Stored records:
↓

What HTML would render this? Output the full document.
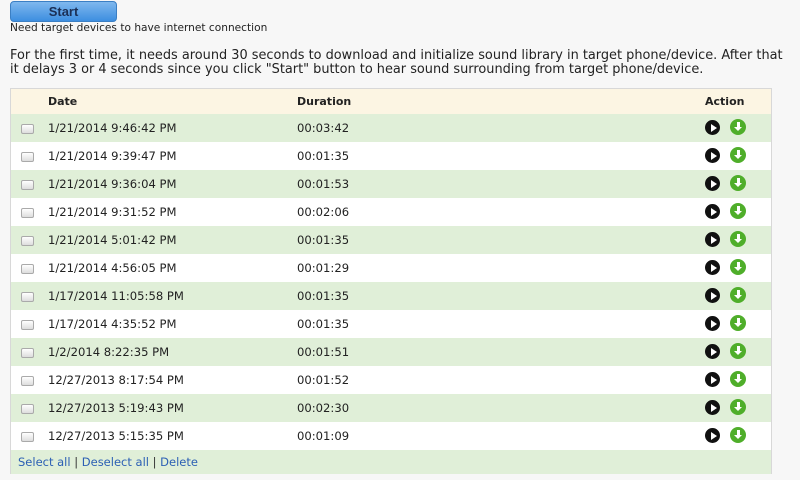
<!DOCTYPE html>
<html><head><meta charset="utf-8"><style>
body{margin:0;width:800px;height:480px;background:#f7f7f7;font-family:"DejaVu Sans","Liberation Sans",sans-serif;overflow:hidden;position:relative;color:#222}
.btn{position:absolute;left:10px;top:1px;width:107px;height:21px;border-radius:4px;background:linear-gradient(#7fb8ee,#3d8ee0);border:1px solid #3b7fc4;box-sizing:border-box;text-align:center;font:bold 13px "Liberation Sans",sans-serif;line-height:20px;color:#1b2f55}
.need{position:absolute;left:10px;top:22px;font-size:10.6px;color:#222}
.p{position:absolute;left:10px;top:49px;font-size:12.9px;line-height:14px;white-space:nowrap;color:#222}
.tbl{position:absolute;left:10px;top:88px;width:762px;height:386px;border:1px solid #d8d8d8;box-sizing:border-box;background:#fff}
.row{position:absolute;left:0;width:760px;height:28px;font-size:11.6px}
.row span{position:absolute;top:7px}
.hd{top:0;height:25px;background:#fcf5e3;font-weight:bold;font-size:11px}
.hd span{top:6px}
.g{background:#e0efd8}
.cb{position:absolute;left:10px;top:10px;width:11px;height:8px;border:1px solid #aaa;border-radius:2px;background:linear-gradient(#fff,#ddd)}
.pl{position:absolute;left:694px;top:6px;width:15px;height:15px;border-radius:50%;background:#111}
.pl:after{content:"";position:absolute;left:6px;top:3.5px;border-left:6px solid #fff;border-top:4px solid transparent;border-bottom:4px solid transparent}
.dl{position:absolute;left:719px;top:5px;width:16px;height:16px;border-radius:50%;background:#4fae2a}
.dl:before{content:"";position:absolute;left:6.5px;top:3px;width:3px;height:5px;background:#fff}
.dl:after{content:"";position:absolute;left:4px;top:8px;border-top:4.5px solid #fff;border-left:4px solid transparent;border-right:4px solid transparent}
.ft{position:absolute;left:0;top:361px;width:760px;height:24px;background:#e0efd8;font-size:11.5px;color:#2b5fb4}
.ft span{position:absolute;left:7px;top:5px}
</style></head><body>
<div class="btn">Start</div>
<div class="need">Need target devices to have internet connection</div>
<div class="p">For the first time, it needs around 30 seconds to download and initialize sound library in target phone/device. After that<br>it delays 3 or 4 seconds since you click "Start" button to hear sound surrounding from target phone/device.</div>
<div class="tbl">
<div class="row hd"><span style="left:37px">Date</span><span style="left:286px">Duration</span><span style="left:694px">Action</span></div>
<div class="row g" style="top:25px"><div class="cb"></div><span style="left:37px">1/21/2014 9:46:42 PM</span><span style="left:286px">00:03:42</span><div class="pl"></div><div class="dl"></div></div>
<div class="row" style="top:53px"><div class="cb"></div><span style="left:37px">1/21/2014 9:39:47 PM</span><span style="left:286px">00:01:35</span><div class="pl"></div><div class="dl"></div></div>
<div class="row g" style="top:81px"><div class="cb"></div><span style="left:37px">1/21/2014 9:36:04 PM</span><span style="left:286px">00:01:53</span><div class="pl"></div><div class="dl"></div></div>
<div class="row" style="top:109px"><div class="cb"></div><span style="left:37px">1/21/2014 9:31:52 PM</span><span style="left:286px">00:02:06</span><div class="pl"></div><div class="dl"></div></div>
<div class="row g" style="top:137px"><div class="cb"></div><span style="left:37px">1/21/2014 5:01:42 PM</span><span style="left:286px">00:01:35</span><div class="pl"></div><div class="dl"></div></div>
<div class="row" style="top:165px"><div class="cb"></div><span style="left:37px">1/21/2014 4:56:05 PM</span><span style="left:286px">00:01:29</span><div class="pl"></div><div class="dl"></div></div>
<div class="row g" style="top:193px"><div class="cb"></div><span style="left:37px">1/17/2014 11:05:58 PM</span><span style="left:286px">00:01:35</span><div class="pl"></div><div class="dl"></div></div>
<div class="row" style="top:221px"><div class="cb"></div><span style="left:37px">1/17/2014 4:35:52 PM</span><span style="left:286px">00:01:35</span><div class="pl"></div><div class="dl"></div></div>
<div class="row g" style="top:249px"><div class="cb"></div><span style="left:37px">1/2/2014 8:22:35 PM</span><span style="left:286px">00:01:51</span><div class="pl"></div><div class="dl"></div></div>
<div class="row" style="top:277px"><div class="cb"></div><span style="left:37px">12/27/2013 8:17:54 PM</span><span style="left:286px">00:01:52</span><div class="pl"></div><div class="dl"></div></div>
<div class="row g" style="top:305px"><div class="cb"></div><span style="left:37px">12/27/2013 5:19:43 PM</span><span style="left:286px">00:02:30</span><div class="pl"></div><div class="dl"></div></div>
<div class="row" style="top:333px"><div class="cb"></div><span style="left:37px">12/27/2013 5:15:35 PM</span><span style="left:286px">00:01:09</span><div class="pl"></div><div class="dl"></div></div>
<div class="ft"><span>Select all <span style="position:static;color:#333">|</span> Deselect all <span style="position:static;color:#333">|</span> Delete</span></div>
</div>
</body></html>
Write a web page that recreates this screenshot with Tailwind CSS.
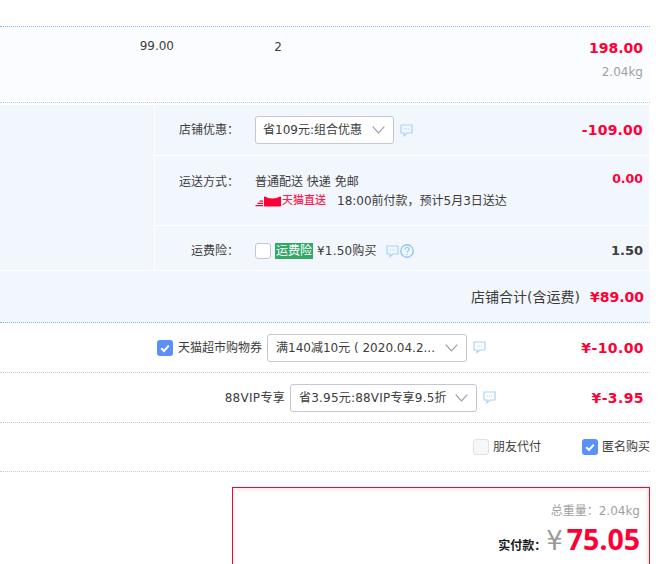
<!DOCTYPE html>
<html lang="zh">
<head>
<meta charset="utf-8">
<script src="https://cdn.jsdelivr.net/npm/@tailwindcss/browser@4"></script>
</head>
<body class="bg-white">
<svg width="0" height="0" class="absolute">
  <defs>
    <symbol id="msg" viewBox="0 0 13 13">
      <path d="M1 1h11v8H7l-3 2.600V9H1z" fill="none" stroke="#a9d3f5" stroke-width="1.200"/>
      <path d="M4 5h1M6 5h1M8 5h1" stroke="#a9d3f5" stroke-width="1"/>
    </symbol>
    <symbol id="chev" viewBox="0 0 13 8">
      <path d="M.7.7 6.500 6.900 12.300.7" fill="none" stroke="#9a9aa6" stroke-width="1.100"/>
    </symbol>
    <symbol id="tick" viewBox="0 0 16 16">
      <rect width="16" height="16" rx="3" fill="#5b8ff9"/>
      <path d="M4.200 8.200 7 11l4.800-5.400" fill="none" stroke="#fff" stroke-width="2"/>
    </symbol>
  </defs>
</svg>
<div class="w-[650px] h-[564px] overflow-hidden text-[12px] leading-[16px] text-[#3c3c3c] font-['DejaVu_Sans','Noto_Sans_CJK_SC',sans-serif]">
  <div class="h-[26px]"></div>

  <div class="h-[76px] bg-[#fbfcff] border-t border-dotted border-[#80b2ff] flex">
    <div class="w-[174px] pt-[11px] text-right">99.00</div>
    <div class="w-[108px] pt-[12px] text-right">2</div>
    <div class="flex-1 pr-[7px] pt-[12px] text-right">
      <div class="font-bold text-[14px] leading-[18px] text-[#ff0036]">198.00</div>
      <div class="mt-[7px] text-[#a0a0a0]">2.04kg</div>
    </div>
  </div>
  <div class="h-[3px] border-t border-dotted border-[#cccccc]"></div>

  <div class="w-[649px] flex bg-[#f2f6fd] border-b border-white">
    <div class="w-[154px]"></div>
    <div class="flex-1 border-l border-white">
      <div class="h-[51px] flex items-center border-b border-white pr-[6px]">
        <div class="w-[84px] text-right">店铺优惠：</div>
        <div class="ml-[16px] w-[139px] h-[28px] bg-white border border-[#c5c5d3] rounded-[3px] flex items-center justify-between pl-[7px] pr-[8px]">
          <span>省109元:组合优惠</span>
          <svg class="w-[13px] h-[8px]"><use href="#chev"/></svg>
        </div>
        <svg class="ml-[6px] w-[13px] h-[13px]"><use href="#msg"/></svg>
        <div class="flex-1 text-right font-bold text-[14px] tracking-[0.2px] text-[#ff0036]">-109.00</div>
      </div>
      <div class="h-[70px] flex items-start border-b border-white pr-[6px] pt-[18px]">
        <div class="w-[84px] text-right">运送方式：</div>
        <div class="ml-[16px]">
          <div class="h-[16px]">普通配送 快递 免邮</div>
          <div class="flex items-center h-[16px] mt-[3px]">
            <svg class="w-[26px] h-[11px]" viewBox="0 0 26 11">
              <path d="M4.500 4.500h3.500v1.300H4.500zM2.500 6.800h5.500v1.300H2.500zM.5 9h7.500v1.300H.5z" fill="#ff0036"/>
              <path d="M10 .5c2 1.200 4 2 7.500 2s5.500-.8 7.500-2c.6-.3 1 0 1 .7v8.300c0 .7-.4 1-1 1H10c-.6 0-1-.3-1-1V1.200c0-.7.400-1 1-.7z" fill="#ff0036"/>
            </svg>
            <span class="ml-[1px] text-[#ff1f50] text-[11px] font-medium">天猫直送</span>
            <span class="ml-[11px]">18:00前付款，预计5月3日送达</span>
          </div>
        </div>
        <div class="flex-1 -mt-[3px] text-right font-bold text-[12.500px] text-[#ff0036]">0.00</div>
      </div>
      <div class="h-[44px] flex items-center pr-[6px] pt-[6px]">
        <div class="w-[84px] text-right">运费险：</div>
        <div class="ml-[16px] w-[16px] h-[16px] bg-white border border-[#c5c5d3] rounded-[3px]"></div>
        <span class="ml-[4px] px-[1px] bg-[#34a868] text-white">运费险</span>
        <span class="ml-[4px] tracking-[0.2px]">¥1.50购买</span>
        <svg class="ml-[9px] w-[13px] h-[13px]"><use href="#msg"/></svg>
        <svg class="ml-[1px] w-[14px] h-[14px]" viewBox="0 0 13 13">
          <circle cx="6.500" cy="6.500" r="5.800" fill="none" stroke="#8cc4f2" stroke-width="1.200"/>
          <path d="M4.700 5c0-2.300 3.700-2.300 3.700 0 0 1.400-1.900 1.400-1.900 3" fill="none" stroke="#8cc4f2" stroke-width="1.100"/>
          <path d="M6 9.200h1v1H6z" fill="#8cc4f2"/>
        </svg>
        <div class="flex-1 text-right font-bold text-[13px]">1.50</div>
      </div>
    </div>
  </div>

  <div class="h-[52px] bg-[#f2f6fd] border-b border-dotted border-[#80b2ff] flex items-center justify-end pr-[6px]">
    <span class="text-[14px]">店铺合计(含运费)</span>
    <span class="ml-[10px] font-bold text-[14px] text-[#ff0036]">¥89.00</span>
  </div>

  <div class="h-[50px] border-b border-dotted border-[#cccccc] flex items-center justify-end pr-[6px]">
    <svg class="w-[16px] h-[16px]"><use href="#tick"/></svg>
    <span class="ml-[5px]">天猫超市购物券</span>
    <div class="ml-[5px] w-[200px] h-[28px] bg-white border border-[#c5c5d3] rounded-[3px] flex items-center justify-between pl-[8px] pr-[8px]">
      <span>满140减10元 ( 2020.04.2...</span>
      <svg class="w-[13px] h-[8px]"><use href="#chev"/></svg>
    </div>
    <svg class="ml-[6px] w-[13px] h-[13px]"><use href="#msg"/></svg>
    <div class="w-[86px] text-[#ff0036] text-right font-bold text-[14px] tracking-[0.4px] ml-[72px] shrink-0">¥-10.00</div>
  </div>

  <div class="h-[50px] border-b border-dotted border-[#cccccc] flex items-center justify-end pr-[6px]">
    <span class="tracking-[0.3px]">88VIP专享</span>
    <div class="ml-[5px] w-[187px] h-[28px] bg-white border border-[#c5c5d3] rounded-[3px] flex items-center justify-between pl-[8px] pr-[8px]">
      <span class="tracking-[0.2px]">省3.95元:88VIP专享9.5折</span>
      <svg class="w-[13px] h-[8px]"><use href="#chev"/></svg>
    </div>
    <svg class="ml-[6px] w-[13px] h-[13px]"><use href="#msg"/></svg>
    <div class="w-[86px] text-[#ff0036] text-right font-bold text-[14px] tracking-[0.4px] ml-[62px] shrink-0">¥-3.95</div>
  </div>

  <div class="h-[49px] border-b border-dotted border-[#cccccc] flex items-center justify-end">
    <div class="w-[16px] h-[16px] bg-[#f5f7fa] border border-[#dfe1e8] rounded-[3px]"></div>
    <span class="ml-[4px]">朋友代付</span>
    <svg class="ml-[41px] w-[16px] h-[16px]"><use href="#tick"/></svg>
    <span class="ml-[4px]">匿名购买</span>
  </div>

  <div class="ml-[232px] mt-[15px] h-[90px] border border-[#ff0036]">
    <div class="h-full border-t-[3px] border-r-[3px] border-[#fff0e8] bg-white pt-[12px] pr-[6px] text-right">
      <div class="text-[#a0a0a0]">总重量：2.04kg</div>
      <div class="flex items-baseline justify-end h-[36px] mt-[2px]">
        <span class="font-bold text-[#1a1a1a]">实付款：</span>
        <span class="text-[26px] leading-[36px] text-[#999999]">¥</span>
        <span class="ml-[4px] font-bold text-[28.500px] leading-[36px] text-[#ff0036] font-['Noto_Sans',sans-serif]">75.05</span>
      </div>
    </div>
  </div>
</div>
</body>
</html>
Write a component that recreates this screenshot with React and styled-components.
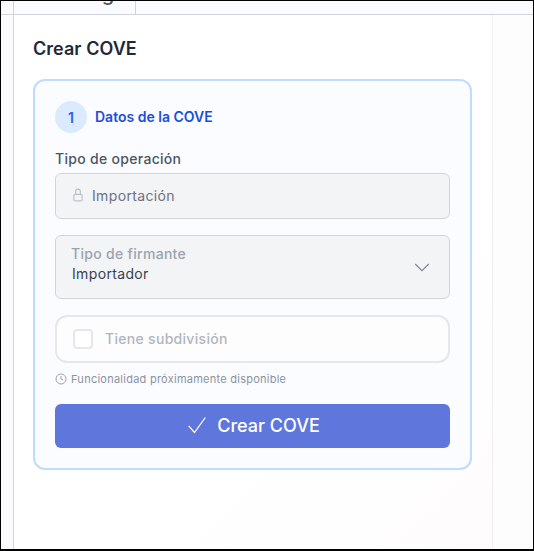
import React from "react";
import styled, { createGlobalStyle } from "styled-components";

const Global = createGlobalStyle`
  html, body { margin: 0; padding: 0; height: 100%; background: #fff; }
  * { box-sizing: border-box; }
  body { font-family: Inter, "Noto Sans", sans-serif; }
`;

const Page = styled.div`
  width: 534px;
  height: 551px;
  border: solid #000;
  border-width: 1px 1px 2px 1px;
  background: #fbfaff;
  display: flex;
  flex-direction: column;
  overflow: hidden;
`;

const TabBar = styled.div`
  height: 14px;
  flex: none;
  border-bottom: 1px solid #d1d5db;
  padding-left: 12px;
  display: flex;
`;

const Tab = styled.div`
  width: 123px;
  height: 13px;
  border: solid #d1d5db;
  border-width: 0 1px 0 1px;
  color: #4b5563;
  font-size: 20px;
  font-weight: 500;
  padding-left: 19px;
  overflow: hidden;
  span { display: block; margin-top: -17px; line-height: 20px; }
`;

const Body = styled.div`
  flex: 1;
  padding-left: 12px;
  display: flex;
`;

const Panel = styled.main`
  width: 480px;
  border-left: 1px solid #d1d5db;
  border-right: 1px solid #f0f0f3;
  background: linear-gradient(135deg, #ffffff 60%, #fefcfd 100%);
  padding: 24px 0 0 19px;
`;

const Rail = styled.div`
  flex: 1;
  background: #fefdfe;
`;

const Title = styled.h1`
  margin: 0 0 20px;
  font-size: 18px;
  line-height: 20px;
  font-weight: 600;
  letter-spacing: 0.05px;
  color: #1f2937;
`;

const Card = styled.section`
  width: 439px;
  height: 391px;
  border: 2px solid #bfdbfe;
  border-radius: 12px;
  background: #fbfcff;
  padding: 20px;
`;

const StepHead = styled.div`
  display: flex;
  align-items: center;
  gap: 8px;
  height: 32px;
  margin-bottom: 16px;
`;

const StepNum = styled.div`
  width: 32px;
  height: 32px;
  border-radius: 50%;
  background: #dbeafe;
  color: #2563eb;
  font-size: 14px;
  font-weight: 600;
  display: flex;
  align-items: center;
  justify-content: center;
`;

const StepTitle = styled.div`
  color: #1d4ed8;
  font-size: 14px;
  font-weight: 600;
  padding-bottom: 2px;
`;

const Label = styled.div`
  color: #4b5563;
  font-size: 14px;
  line-height: 20px;
  font-weight: 500;
  letter-spacing: 0.3px;
  margin-bottom: 4px;
`;

const ReadOnly = styled.div`
  height: 46px;
  border: 1px solid #d1d5db;
  border-radius: 6px;
  background: #f3f4f6;
  display: flex;
  align-items: center;
  gap: 7px;
  padding: 0 0 2px 15px;
  color: #6b7280;
  font-size: 14px;
  letter-spacing: 0.35px;
  margin-bottom: 16px;
`;

const Select = styled.div`
  height: 64px;
  border: 1px solid #d1d5db;
  border-radius: 6px;
  background: #f3f4f6;
  display: flex;
  align-items: center;
  justify-content: space-between;
  padding: 0 18px 0 15px;
  margin-bottom: 16px;
`;

const SelectText = styled.div`
  padding-bottom: 6px;
`;

const SelectLabel = styled.div`
  color: #9ca3af;
  font-size: 14px;
  line-height: 20px;
  font-weight: 500;
  letter-spacing: 0.3px;
`;

const SelectValue = styled.div`
  color: #374151;
  font-size: 14px;
  line-height: 20px;
  letter-spacing: 0.35px;
  padding-left: 1px;
`;

const CheckRow = styled.div`
  height: 48px;
  border: 2px solid #e5e7eb;
  border-radius: 12px;
  background: #fdfdfe;
  display: flex;
  align-items: center;
  gap: 12px;
  padding-left: 16px;
  color: #b0b5bf;
  font-size: 14px;
  font-weight: 500;
  letter-spacing: 0.3px;
`;

const CheckText = styled.span`
  padding-bottom: 2px;
`;

const Box = styled.div`
  width: 20px;
  height: 20px;
  border: 2px solid #e5e7eb;
  border-radius: 4px;
  background: #fff;
`;

const Hint = styled.div`
  display: flex;
  align-items: center;
  gap: 4px;
  color: #8b92a0;
  font-size: 11px;
  line-height: 16px;
  letter-spacing: 0.25px;
  margin: 8px 0 17px;
`;

const Submit = styled.button`
  width: 100%;
  height: 44px;
  border: 0;
  border-radius: 6px;
  background: #5f77dc;
  color: #fff;
  font-family: inherit;
  font-size: 18px;
  font-weight: 500;
  display: flex;
  align-items: center;
  justify-content: center;
  gap: 10px;
  padding: 0 0 2px 2px;
`;

export default function App() {
  return (
    <>
      <Global />
      <Page>
        <TabBar>
          <Tab><span>Valor Ag</span></Tab>
        </TabBar>
        <Body>
          <Panel>
            <Title>Crear COVE</Title>
            <Card>
              <StepHead>
                <StepNum>1</StepNum>
                <StepTitle>Datos de la COVE</StepTitle>
              </StepHead>
              <Label>Tipo de operación</Label>
              <ReadOnly>
                <svg width="14" height="14" viewBox="0 0 24 24" fill="none" stroke="#bcc0c9" strokeWidth="2">
                  <rect x="5" y="11" width="14" height="11" rx="2" />
                  <path d="M8 11V6a4 4 0 0 1 8 0v5" />
                </svg>
                Importación
              </ReadOnly>
              <Select>
                <SelectText>
                  <SelectLabel>Tipo de firmante</SelectLabel>
                  <SelectValue>Importador</SelectValue>
                </SelectText>
                <svg width="18" height="18" viewBox="0 0 24 24" fill="none" stroke="#7d8596" strokeWidth="1.5">
                  <path d="M3 8l9 9 9-9" />
                </svg>
              </Select>
              <CheckRow>
                <Box />
                <CheckText>Tiene subdivisión</CheckText>
              </CheckRow>
              <Hint>
                <svg width="12" height="12" viewBox="0 0 24 24" fill="none" stroke="#9ca3af" strokeWidth="2">
                  <circle cx="12" cy="12" r="10" />
                  <path d="M12 6v6l4 2" />
                </svg>
                Funcionalidad próximamente disponible
              </Hint>
              <Submit>
                <svg width="20" height="20" viewBox="0 0 24 24" fill="none" stroke="#fff" strokeWidth="1.5">
                  <path d="M2 13l7 8L22 3" />
                </svg>
                Crear COVE
              </Submit>
            </Card>
          </Panel>
          <Rail />
        </Body>
      </Page>
    </>
  );
}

↑

Task prompt:
Look through the entries above and list every line containing "with".

Complete output:
Write a web page that recreates this screenshot with Tailwind CSS.
Write a component that recreates this screenshot with React and styled-components.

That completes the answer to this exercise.